The date printed on your food packaging often accompanies phrases like "Best If Used By" or "Best By". (CREDIT: Creative Commons)


Ever rummaged through your pantry only to spot a bag of chips that's past its printed date? Or perhaps you've stumbled upon discounted groceries near their expiration dates at the store. The question arises: does that date signify the end of the road for your food?


The date printed on your food packaging often accompanies phrases like "Best If Used By" or "Best By". Contrary to popular belief, this date doesn't indicate that the food has expired.


 
 

According to the Food and Drug Administration (FDA), except for infant formula, which requires a "use by" date to ensure nutritional adequacy, these dates serve as guidance for optimal quality rather than safety.
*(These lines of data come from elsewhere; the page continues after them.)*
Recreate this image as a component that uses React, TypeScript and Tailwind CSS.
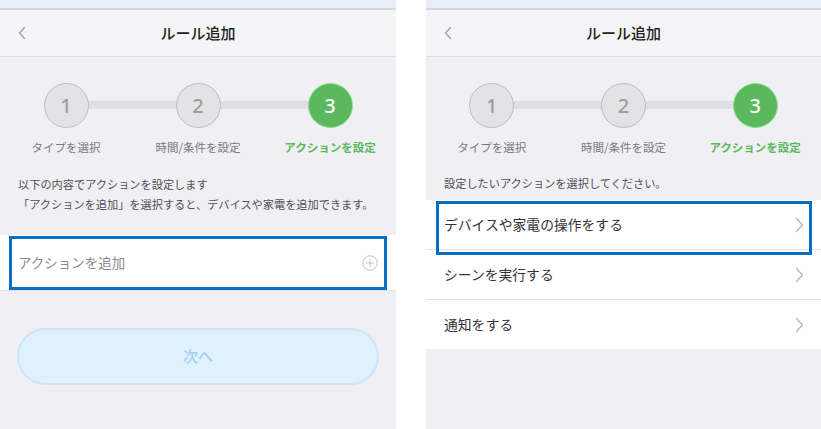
import { Fragment } from 'react';

const font = { fontFamily: '"Noto Sans CJK JP", "Noto Sans", sans-serif' };

function BackChevron() {
  return (
    <svg width="10" height="14" viewBox="0 0 10 14" fill="none">
      <path d="M7.5 1.5L2.5 7l5 5.5" stroke="#a0a0a4" strokeWidth="1.4" strokeLinecap="round" strokeLinejoin="round" />
    </svg>
  );
}

function RowChevron() {
  return (
    <svg width="9" height="16" viewBox="0 0 9 16" fill="none">
      <path d="M1.5 1.5L7.5 8l-6 6.5" stroke="#b4b4b8" strokeWidth="1.3" strokeLinecap="round" strokeLinejoin="round" />
    </svg>
  );
}

function PlusCircle() {
  return (
    <svg width="16" height="16" viewBox="0 0 16 16" fill="none">
      <circle cx="8" cy="8" r="7.2" stroke="#c2c2c6" strokeWidth="1" />
      <path d="M8 4v8M4 8h8" stroke="#c2c2c6" strokeWidth="1" />
    </svg>
  );
}

const steps = [
  { n: '1', label: 'タイプを選択' },
  { n: '2', label: '時間/条件を設定' },
  { n: '3', label: 'アクションを設定' },
];

function Header() {
  return (
    <>
      <div className="h-[8px] bg-[#e7eef6]" />
      <div className="h-[2px] bg-[#d6d9dd]" />
      <div className="relative h-[47px] bg-[#f5f5f7] border-b border-[#dedee2] flex items-center justify-center">
        <div className="absolute left-[17px] top-[16px]">
          <BackChevron />
        </div>
        <span className="text-[15px] font-medium text-[#222]">ルール追加</span>
      </div>
    </>
  );
}

function Stepper() {
  return (
    <div className="relative pt-[26px]">
      {/* connector bar */}
      <div className="absolute left-[66px] right-[66px] top-[44px] h-[8px] bg-[#dfdfe1]" />
      <div className="relative grid grid-cols-3">
        {steps.map((s, i) => (
          <Fragment key={s.n}>
            <div className="flex flex-col items-center">
              {i === 2 ? (
                <div className="w-[45px] h-[45px] rounded-full bg-[#5cb85c] border-[1.5px] border-[#88e28a] flex items-center justify-center text-white text-[20px] font-medium" style={{ fontFamily: '"Noto Sans", sans-serif' }}>
                  {s.n}
                </div>
              ) : (
                <div className="w-[45px] h-[45px] rounded-full bg-[#e3e3e5] border-[1.5px] border-[#bdbdc0] flex items-center justify-center text-[#9c9c9f] text-[20px] font-medium" style={{ fontFamily: '"Noto Sans", sans-serif' }}>
                  {s.n}
                </div>
              )}
              <span className={i === 2 ? 'mt-[11px] text-[11.5px] leading-[16px] font-bold text-[#5cb85c]' : 'mt-[11px] text-[11.5px] leading-[16px] text-[#7a7a7e]'}>
                {s.label}
              </span>
            </div>
          </Fragment>
        ))}
      </div>
    </div>
  );
}

function LeftPanel() {
  return (
    <div className="w-[396px] h-full flex flex-col bg-[#efeff4]">
      <Header />
      <Stepper />
      <div className="mt-[19px] px-[18px] text-[11.2px] leading-[20px] text-[#505053]">
        <p>以下の内容でアクションを設定します</p>
        <p>「アクションを追加」を選択すると、デバイスや家電を追加できます。</p>
      </div>
      <div className="relative mt-[21px] h-[56px] bg-white border-b border-[#e2e2e6] flex items-center justify-between pl-[18px] pr-[18px]">
        <span className="text-[13.5px] text-[#8a8a8e]">アクションを追加</span>
        <PlusCircle />
        <div className="absolute left-[9px] right-[9px] top-[1px] bottom-[0px] border-[3px] border-[#0a6fc2]" />
      </div>
      <div className="mt-[37px] mx-[17px] h-[57px] rounded-full bg-[#e0f0fd] border-2 border-[#cbe5fa] flex items-center justify-center">
        <span className="text-[15px] font-medium text-[#9fd0f6]">次へ</span>
      </div>
    </div>
  );
}

const rows = ['デバイスや家電の操作をする', 'シーンを実行する', '通知をする'];

function RightPanel() {
  return (
    <div className="w-[395px] h-full flex flex-col bg-[#efeff4]">
      <Header />
      <Stepper />
      <div className="mt-[18px] px-[18px] text-[11.2px] leading-[20px] text-[#505053]">
        <p>設定したいアクションを選択してください。</p>
      </div>
      <div className="mt-[7px] bg-white">
        {rows.map((r, i) => (
          <div key={r} className={i < 2 ? 'relative h-[50px] border-b border-[#e2e2e6] flex items-center justify-between pl-[18px] pr-[17px]' : 'relative h-[49px] flex items-center justify-between pl-[18px] pr-[17px]'}>
            <span className="text-[13.8px] text-[#333336]">{r}</span>
            <RowChevron />
            {i === 0 && (
              <div className="absolute left-[10px] right-[9px] top-[1px] bottom-[-6px] border-[3px] border-[#0a6fc2] z-10" />
            )}
          </div>
        ))}
      </div>
    </div>
  );
}

export default function App() {
  return (
    <div className="w-[821px] h-[429px] bg-white flex overflow-hidden" style={font}>
      <LeftPanel />
      <div className="w-[30px] shrink-0" />
      <RightPanel />
    </div>
  );
}
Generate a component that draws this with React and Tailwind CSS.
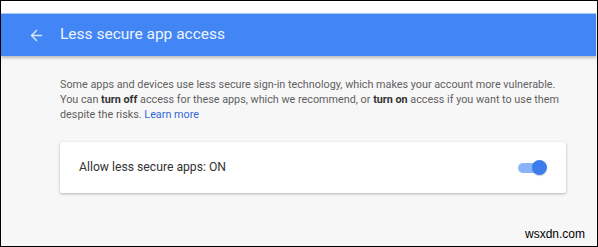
import { ArrowLeft } from "lucide-react";

const App = () => {
  return (
    <div className="h-[247px] w-[598px] overflow-hidden border border-black bg-white font-['Roboto',sans-serif]">
      <div className="flex h-full flex-col">
        {/* top white strip */}
        <div className="h-[12px] shrink-0 bg-white" />

        {/* Header */}
        <div className="z-10 mr-[1px] flex h-[43px] shrink-0 items-center border-t border-[#a9c8f7] bg-[#4285f4] shadow-[0_2px_3px_rgba(0,0,0,0.25)]">
          <ArrowLeft className="ml-[27px] h-[17px] w-[17px] text-[#dbe8fd]" strokeWidth={2} />
          <h1 className="ml-[15px] text-[15.5px] leading-none text-[#eef4fe]">Less secure app access</h1>
        </div>

        {/* Body */}
        <div className="relative flex-1 bg-[#f7f7f7] px-[59px] pt-[21px]">
          <p className="whitespace-nowrap text-[10.8px] leading-[15px] text-[#5f5f5f]">
            Some apps and devices use less secure sign-in technology, which makes your account more vulnerable.
            <br />
            You can <b className="font-bold text-[#333]">turn off</b> access for these apps, which we recommend, or{" "}
            <b className="font-bold text-[#333]">turn on</b> access if you want to use them
            <br />
            despite the risks. <span className="text-[#3367d6]">Learn more</span>
          </p>

          <div className="mr-[-28px] mt-[20px] flex h-[51px] items-center justify-between rounded-[2px] bg-white pl-[19px] pr-[19px] shadow-[0_1px_3px_rgba(0,0,0,0.28)]">
            <span className="text-[12.2px] text-[#333]">Allow less secure apps: ON</span>
            <div className="relative flex h-[14px] w-[29px] items-center">
              <div className="h-[10px] w-[27px] rounded-full bg-[#8ab4f8]" />
              <div className="absolute right-0 h-[15px] w-[15px] rounded-full bg-[#3b7ded] shadow-[0_1px_1px_rgba(0,0,0,0.2)]" />
            </div>
          </div>

          <span className="absolute bottom-[3px] right-[12px] font-['Liberation_Sans',sans-serif] text-[12px] text-black">
            wsxdn.com
          </span>
        </div>
      </div>
    </div>
  );
};

export default App;
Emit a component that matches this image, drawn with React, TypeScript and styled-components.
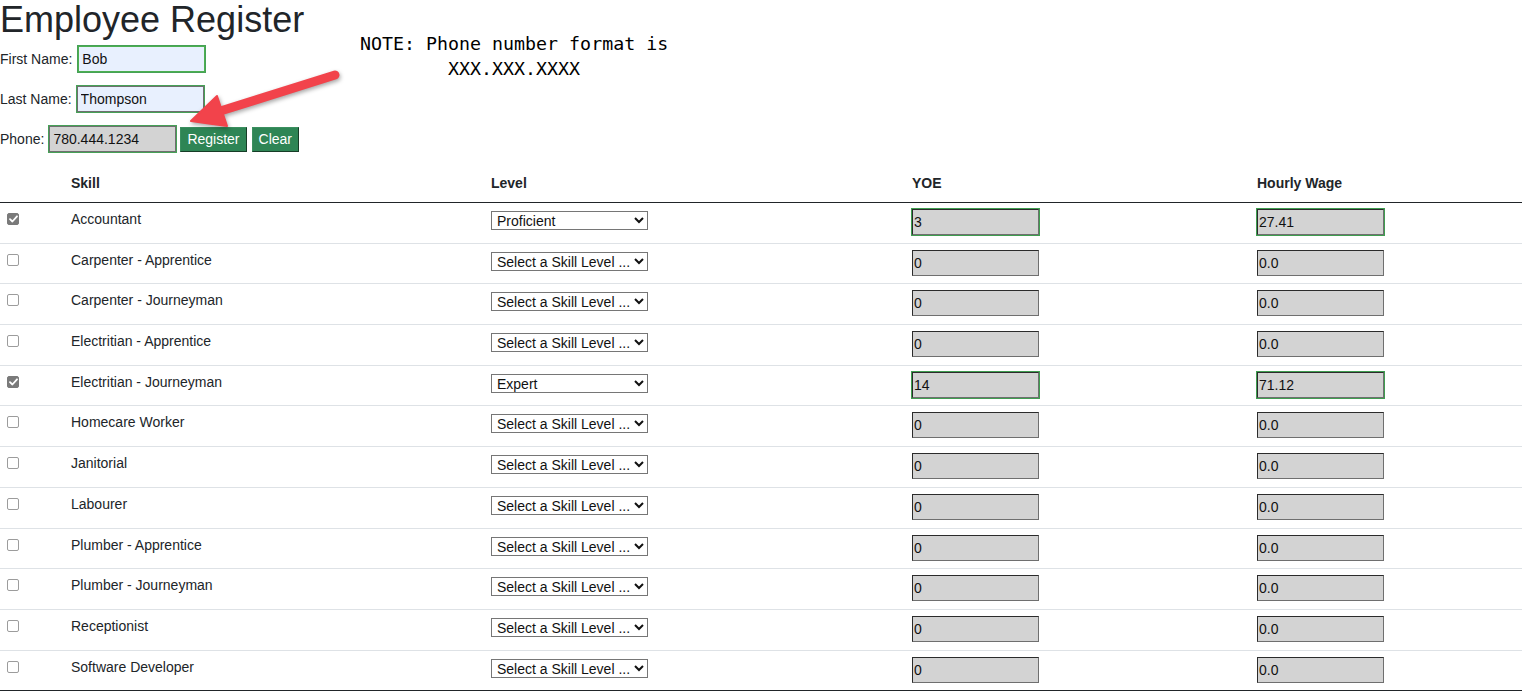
import React from "react";
import styled, { createGlobalStyle } from "styled-components";

const GlobalStyle = createGlobalStyle`
  html, body {
    margin: 0;
    padding: 0;
    background: #ffffff;
  }
  body {
    font-family: "Liberation Sans", Arial, sans-serif;
    font-size: 14px;
    color: #212529;
  }
  * { box-sizing: border-box; }
`;

const Page = styled.div`
  position: relative;
  width: 1522px;
`;

const Top = styled.div`
  display: flex;
  align-items: flex-start;
`;

const FormColumn = styled.div`
  width: 360px;
  display: flex;
  flex-direction: column;
`;

const Title = styled.h1`
  margin: 0;
  font-size: 36px;
  line-height: 40px;
  font-weight: 400;
  color: #212529;
  white-space: nowrap;
`;

const FieldStack = styled.div`
  margin-top: 6px;
  display: flex;
  flex-direction: column;
  gap: 14px;
`;

const FieldRow = styled.div`
  display: flex;
  align-items: center;
  gap: 5px;
  height: 26px;
`;

const Label = styled.label`
  font-size: 14px;
  line-height: 20px;
  color: #212529;
`;

const FieldInput = styled.input<{ $bg: string; $focused?: boolean; $shift?: number }>`
  width: 127px;
  height: 26px;
  padding: 0 3px;
  margin-left: ${(p) => p.$shift ?? 0}px;
  font-family: "Liberation Sans", Arial, sans-serif;
  font-size: 14px;
  color: #111;
  background: ${(p) => p.$bg};
  border: 1px solid ${(p) => (p.$focused ? "#4caf50" : "#6f6f6f")};
  outline: 1px solid #46a157;
  outline-offset: 0;
  border-radius: 0;
`;

const ActionButton = styled.button<{ $push?: number }>`
  height: 25px;
  padding: 0 6px;
  margin-left: ${(p) => p.$push ?? 0}px;
  font-family: "Liberation Sans", Arial, sans-serif;
  font-size: 14px;
  color: #ffffff;
  background: #2e8555;
  border: 1px solid;
  border-color: #3b8f5f #173c27 #173c27 #3b8f5f;
  border-radius: 0;
  cursor: pointer;
`;

const Note = styled.div`
  margin-top: 31px;
  font-family: "DejaVu Sans Mono", "Liberation Mono", monospace;
  font-size: 18.3px;
  line-height: 25px;
  color: #000000;
  text-align: center;
  white-space: nowrap;
`;

const ArrowOverlay = styled.svg`
  position: absolute;
  left: 0;
  top: 0;
  width: 360px;
  height: 160px;
  pointer-events: none;
  overflow: visible;
  filter: drop-shadow(1px 2px 2px rgba(0, 0, 0, 0.35));
`;

const SkillTable = styled.table`
  width: 1522px;
  margin-top: 10px;
  border-collapse: collapse;
  table-layout: fixed;
  border-bottom: 1px solid #212529;
`;

const Col = styled.col<{ $w: number }>`
  width: ${(p) => p.$w}px;
`;

const Th = styled.th`
  text-align: left;
  font-weight: 700;
  font-size: 14px;
  line-height: 21px;
  padding: 11px 7px 8px;
  border-bottom: 1px solid #212529;
  color: #212529;
`;

const Row = styled.tr`
  height: 40.7px;
`;

const Td = styled.td`
  vertical-align: top;
  padding: 6px 7px 0;
  font-size: 14px;
  line-height: 21px;
  color: #212529;
  border-top: 1px solid #dee2e6;
`;

const CheckBox = styled.span<{ $checked: boolean }>`
  display: flex;
  align-items: center;
  justify-content: center;
  margin-top: 4px;
  width: 12px;
  height: 12px;
  border-radius: 2px;
  border: 1px solid ${(p) => (p.$checked ? "#7a7a7a" : "#9c9c9c")};
  background: ${(p) => (p.$checked ? "#7a7a7a" : "#ffffff")};
`;

const LevelSelect = styled.select`
  display: block;
  margin-top: 2px;
  width: 157px;
  height: 19px;
  padding: 0 0 0 1px;
  font-family: "Liberation Sans", Arial, sans-serif;
  font-size: 14px;
  color: #111;
  background: #ffffff;
  border: 1px solid #767676;
  border-radius: 0;
`;

const NumberBox = styled.input<{ $valid?: boolean }>`
  display: block;
  width: 127px;
  height: 26px;
  padding: 0 1px;
  font-family: "Liberation Sans", Arial, sans-serif;
  font-size: 14px;
  color: #111;
  background: #d3d3d3;
  border: 1px solid;
  border-color: #2b2b2b #6f6f6f #6f6f6f #2b2b2b;
  border-radius: 0;
  outline: ${(p) => (p.$valid ? "1px solid #3f9e50" : "none")};
  outline-offset: 0;
`;

type Skill = {
  name: string;
  checked?: boolean;
  level?: string;
  yoe: string;
  wage: string;
};

const skills: Skill[] = [
  { name: "Accountant", checked: true, level: "Proficient", yoe: "3", wage: "27.41" },
  { name: "Carpenter - Apprentice", yoe: "0", wage: "0.0" },
  { name: "Carpenter - Journeyman", yoe: "0", wage: "0.0" },
  { name: "Electritian - Apprentice", yoe: "0", wage: "0.0" },
  { name: "Electritian - Journeyman", checked: true, level: "Expert", yoe: "14", wage: "71.12" },
  { name: "Homecare Worker", yoe: "0", wage: "0.0" },
  { name: "Janitorial", yoe: "0", wage: "0.0" },
  { name: "Labourer", yoe: "0", wage: "0.0" },
  { name: "Plumber - Apprentice", yoe: "0", wage: "0.0" },
  { name: "Plumber - Journeyman", yoe: "0", wage: "0.0" },
  { name: "Receptionist", yoe: "0", wage: "0.0" },
  { name: "Software Developer", yoe: "0", wage: "0.0" },
];

const levels = ["Select a Skill Level ...", "Novice", "Proficient", "Expert"];

function Arrow() {
  return (
    <ArrowOverlay viewBox="0 0 360 160">
      <line x1="222" y1="110.5" x2="335" y2="75" stroke="#f2434b" strokeWidth="9" strokeLinecap="round" />
      <polygon points="191,121 217,96 227,126" fill="#f2434b" stroke="#f2434b" strokeWidth="2" strokeLinejoin="round" />
    </ArrowOverlay>
  );
}

function SkillCheck({ checked }: { checked: boolean }) {
  return (
    <CheckBox $checked={checked} role="checkbox" aria-checked={checked} aria-disabled="true">
      {checked && (
        <svg width="9" height="8" viewBox="0 0 9 8">
          <path d="M1 4.2 L3.4 6.5 L8 1.3" fill="none" stroke="#ffffff" strokeWidth="1.8" strokeLinecap="round" strokeLinejoin="round" />
        </svg>
      )}
    </CheckBox>
  );
}

export default function App() {
  return (
    <>
      <GlobalStyle />
      <Page>
        <Top>
          <FormColumn>
            <Title>Employee Register</Title>
            <FieldStack>
              <FieldRow>
                <Label>First Name:</Label>
                <FieldInput $bg="#e8f0fe" $focused $shift={1} defaultValue="Bob" />
              </FieldRow>
              <FieldRow>
                <Label>Last Name:</Label>
                <FieldInput $bg="#e8f0fe" defaultValue="Thompson" />
              </FieldRow>
              <FieldRow>
                <Label>Phone:</Label>
                <FieldInput $bg="#d3d3d3" defaultValue="780.444.1234" />
                <ActionButton $push={-1}>Register</ActionButton>
                <ActionButton>Clear</ActionButton>
              </FieldRow>
            </FieldStack>
          </FormColumn>
          <Note>
            NOTE: Phone number format is
            <br />
            XXX.XXX.XXXX
          </Note>
        </Top>
        <Arrow />
        <SkillTable>
          <colgroup>
            <Col $w={64} />
            <Col $w={420} />
            <Col $w={421} />
            <Col $w={345} />
            <Col $w={272} />
          </colgroup>
          <thead>
            <tr>
              <Th></Th>
              <Th>Skill</Th>
              <Th>Level</Th>
              <Th>YOE</Th>
              <Th>Hourly Wage</Th>
            </tr>
          </thead>
          <tbody>
            {skills.map((s) => (
              <Row key={s.name}>
                <Td>
                  <SkillCheck checked={!!s.checked} />
                </Td>
                <Td>{s.name}</Td>
                <Td>
                  <LevelSelect defaultValue={s.level ?? levels[0]}>
                    {levels.map((l) => (
                      <option key={l} value={l}>
                        {l}
                      </option>
                    ))}
                  </LevelSelect>
                </Td>
                <Td>
                  <NumberBox $valid={!!s.checked} defaultValue={s.yoe} />
                </Td>
                <Td>
                  <NumberBox $valid={!!s.checked} defaultValue={s.wage} />
                </Td>
              </Row>
            ))}
          </tbody>
        </SkillTable>
      </Page>
    </>
  );
}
Infant formula which requires a "use by" date. (CREDIT: Creative Commons)


Consumers frequently misinterpret these dates as strict deadlines, resulting in billions of dollars' worth of food being needlessly discarded. Abby Snyder, an associate professor of food science at Cornell College, emphasizes that date labels suggest how quickly to consume the food before its quality deteriorates, not that it's necessarily unsafe.


 
 

Andy Hirneisen, a senior extension educator at Penn State Extension, clarifies that passing the date label doesn't render the food automatically harmful. Rather, its quality might degrade, leading to changes in texture, flavor, or appearance.


Despite these alterations, the food remains safe for consumption until signs of spoilage, such as unusual odor or texture, manifest.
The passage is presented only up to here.